## begin

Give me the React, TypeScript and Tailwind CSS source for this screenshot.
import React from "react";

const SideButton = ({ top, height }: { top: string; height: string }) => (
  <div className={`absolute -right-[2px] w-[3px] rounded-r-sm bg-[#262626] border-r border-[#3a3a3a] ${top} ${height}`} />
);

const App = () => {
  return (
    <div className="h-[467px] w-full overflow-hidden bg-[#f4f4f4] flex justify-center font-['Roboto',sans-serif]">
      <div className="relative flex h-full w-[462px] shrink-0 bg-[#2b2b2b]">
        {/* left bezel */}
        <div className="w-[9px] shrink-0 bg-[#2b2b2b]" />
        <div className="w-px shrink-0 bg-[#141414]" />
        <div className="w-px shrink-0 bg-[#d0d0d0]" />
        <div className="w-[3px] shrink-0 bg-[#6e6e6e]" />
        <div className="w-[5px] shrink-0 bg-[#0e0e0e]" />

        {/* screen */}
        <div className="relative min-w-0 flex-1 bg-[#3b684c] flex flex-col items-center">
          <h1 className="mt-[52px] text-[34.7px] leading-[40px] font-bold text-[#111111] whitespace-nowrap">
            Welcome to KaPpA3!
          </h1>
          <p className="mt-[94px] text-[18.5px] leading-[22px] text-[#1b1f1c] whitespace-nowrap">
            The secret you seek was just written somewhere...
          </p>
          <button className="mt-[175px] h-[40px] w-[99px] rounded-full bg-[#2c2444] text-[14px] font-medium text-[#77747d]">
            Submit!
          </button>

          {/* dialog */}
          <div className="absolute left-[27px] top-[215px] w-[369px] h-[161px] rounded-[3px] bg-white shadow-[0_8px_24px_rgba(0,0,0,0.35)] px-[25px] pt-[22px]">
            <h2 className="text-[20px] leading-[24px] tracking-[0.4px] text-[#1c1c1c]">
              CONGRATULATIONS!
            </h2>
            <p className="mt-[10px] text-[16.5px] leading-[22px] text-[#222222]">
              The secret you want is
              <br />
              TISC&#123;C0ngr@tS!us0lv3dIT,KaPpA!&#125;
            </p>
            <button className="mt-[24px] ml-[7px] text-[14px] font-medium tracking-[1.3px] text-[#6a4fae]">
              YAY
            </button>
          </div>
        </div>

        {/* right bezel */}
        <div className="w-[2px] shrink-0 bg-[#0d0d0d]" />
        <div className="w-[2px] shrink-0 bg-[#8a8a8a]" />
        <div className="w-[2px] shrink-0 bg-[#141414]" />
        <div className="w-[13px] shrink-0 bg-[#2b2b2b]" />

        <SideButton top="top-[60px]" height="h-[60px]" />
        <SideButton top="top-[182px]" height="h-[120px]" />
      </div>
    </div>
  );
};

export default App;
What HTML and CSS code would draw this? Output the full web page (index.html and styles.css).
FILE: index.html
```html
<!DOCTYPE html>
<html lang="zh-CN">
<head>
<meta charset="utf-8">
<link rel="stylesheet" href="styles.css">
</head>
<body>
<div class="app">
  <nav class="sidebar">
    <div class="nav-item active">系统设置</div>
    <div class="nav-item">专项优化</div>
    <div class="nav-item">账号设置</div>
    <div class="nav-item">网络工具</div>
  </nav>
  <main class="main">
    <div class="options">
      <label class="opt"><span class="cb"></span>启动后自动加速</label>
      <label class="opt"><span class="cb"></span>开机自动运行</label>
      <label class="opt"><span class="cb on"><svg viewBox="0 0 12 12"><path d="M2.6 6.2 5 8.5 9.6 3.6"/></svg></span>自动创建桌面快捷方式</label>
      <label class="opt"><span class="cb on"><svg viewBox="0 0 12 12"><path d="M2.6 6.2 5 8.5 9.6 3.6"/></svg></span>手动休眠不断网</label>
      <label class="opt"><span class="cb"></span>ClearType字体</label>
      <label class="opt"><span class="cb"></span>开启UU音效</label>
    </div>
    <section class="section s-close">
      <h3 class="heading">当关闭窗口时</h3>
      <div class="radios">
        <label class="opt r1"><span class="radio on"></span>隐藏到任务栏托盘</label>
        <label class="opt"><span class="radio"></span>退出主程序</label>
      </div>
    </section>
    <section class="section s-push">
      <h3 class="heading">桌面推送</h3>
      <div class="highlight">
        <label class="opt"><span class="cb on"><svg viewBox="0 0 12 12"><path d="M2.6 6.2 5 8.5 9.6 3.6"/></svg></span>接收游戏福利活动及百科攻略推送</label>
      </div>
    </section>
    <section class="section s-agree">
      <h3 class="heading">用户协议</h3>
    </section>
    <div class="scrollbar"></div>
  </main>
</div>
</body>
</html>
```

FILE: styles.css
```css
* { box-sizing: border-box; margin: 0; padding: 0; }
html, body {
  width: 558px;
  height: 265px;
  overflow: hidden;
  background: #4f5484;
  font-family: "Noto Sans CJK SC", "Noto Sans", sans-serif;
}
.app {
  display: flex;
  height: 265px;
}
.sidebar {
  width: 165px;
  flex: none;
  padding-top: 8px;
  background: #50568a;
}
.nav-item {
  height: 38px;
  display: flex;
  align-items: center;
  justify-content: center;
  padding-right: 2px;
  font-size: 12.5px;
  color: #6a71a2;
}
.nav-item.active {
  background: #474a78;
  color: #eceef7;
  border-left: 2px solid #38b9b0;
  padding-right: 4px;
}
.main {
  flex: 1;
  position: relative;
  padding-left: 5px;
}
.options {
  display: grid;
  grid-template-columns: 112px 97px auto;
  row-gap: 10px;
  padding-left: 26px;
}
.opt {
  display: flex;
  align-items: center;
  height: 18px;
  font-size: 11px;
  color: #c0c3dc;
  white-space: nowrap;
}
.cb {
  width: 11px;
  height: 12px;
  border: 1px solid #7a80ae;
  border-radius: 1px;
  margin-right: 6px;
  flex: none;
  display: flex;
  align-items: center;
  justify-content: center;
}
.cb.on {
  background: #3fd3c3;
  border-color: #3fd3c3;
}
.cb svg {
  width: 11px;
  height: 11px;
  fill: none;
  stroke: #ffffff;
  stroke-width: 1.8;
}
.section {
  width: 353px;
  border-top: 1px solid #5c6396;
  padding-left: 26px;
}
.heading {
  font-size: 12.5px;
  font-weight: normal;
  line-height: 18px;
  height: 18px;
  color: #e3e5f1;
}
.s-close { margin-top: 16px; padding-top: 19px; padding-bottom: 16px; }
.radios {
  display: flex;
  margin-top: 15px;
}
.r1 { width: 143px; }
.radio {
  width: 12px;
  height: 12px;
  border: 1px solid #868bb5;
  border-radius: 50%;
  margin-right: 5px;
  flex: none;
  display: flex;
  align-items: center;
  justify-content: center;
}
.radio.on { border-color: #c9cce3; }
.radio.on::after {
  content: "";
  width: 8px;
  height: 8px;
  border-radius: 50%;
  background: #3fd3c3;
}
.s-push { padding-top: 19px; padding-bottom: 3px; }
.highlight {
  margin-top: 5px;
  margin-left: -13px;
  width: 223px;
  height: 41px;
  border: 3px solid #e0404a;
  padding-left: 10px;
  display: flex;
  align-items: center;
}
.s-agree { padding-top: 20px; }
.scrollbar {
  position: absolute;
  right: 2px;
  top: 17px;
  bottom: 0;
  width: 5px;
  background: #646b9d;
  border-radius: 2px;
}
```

## end

## INSTRUCTION
Look through the entries above and list every line containing "index".

## SOLVED EXERCISE
What HTML and CSS code would draw this? Output the full web page (index.html and styles.css).
FILE: index.html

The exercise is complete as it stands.